= Komfut =

Attempt to create communist-affiliated futurist group in January 1919

Komfut or Kom-Fut (КомФут) was a short lived attempt to create a futurist group affiliated within the Vyborg branch of the Russian Communist Party (RKP(b)) in January 1919.

The preliminary discussions out of which Komfut arose took place in December 1918. On 1 December Vladimir Mayakovsky and Osip Brik attended a meeting at the Vyborg District Party School, where they criticised Proletkult and instead argued that only futurism sufficiently grasped both proletarian and revolutionary values. Futurist books were distributed and at a second meeting on 7 December, Mayakovsky read some poetry and was well received by the audience. He was followed by a worker called Aleksandr Mushtakov who was an ardent supporter of Futurism. Iskusstvo kommuny (Art of the Commune) had just been launched by Izo-Narkompros, the visual arts department of the new People's Commissariat for Enlightenment.

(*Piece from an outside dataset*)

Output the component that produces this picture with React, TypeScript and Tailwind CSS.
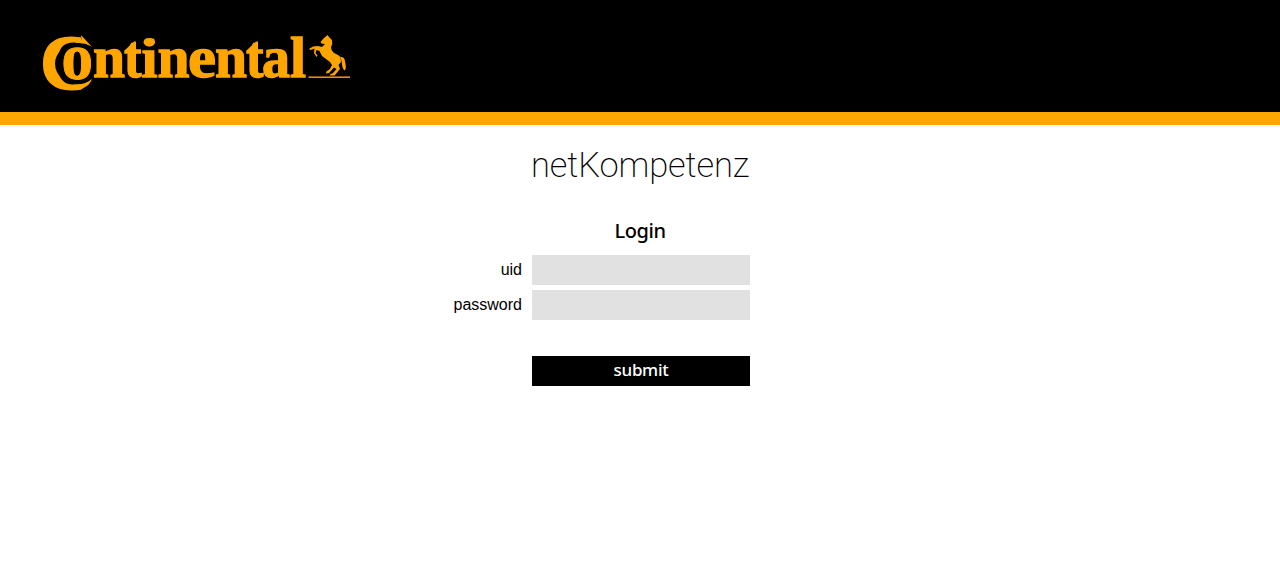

In issue 3 (22 December 1918) Mayakovsky's poem Poet Worker appeared.

It was set up at two meetings of the Vyborg District of RKP(b) on January 13 and 19. Boris Kushner was elected chair.

Although short-lived, the term "komfuter" persisted as a term used for Futurists who espoused communist politics, whether or not they were members of the Communist Party.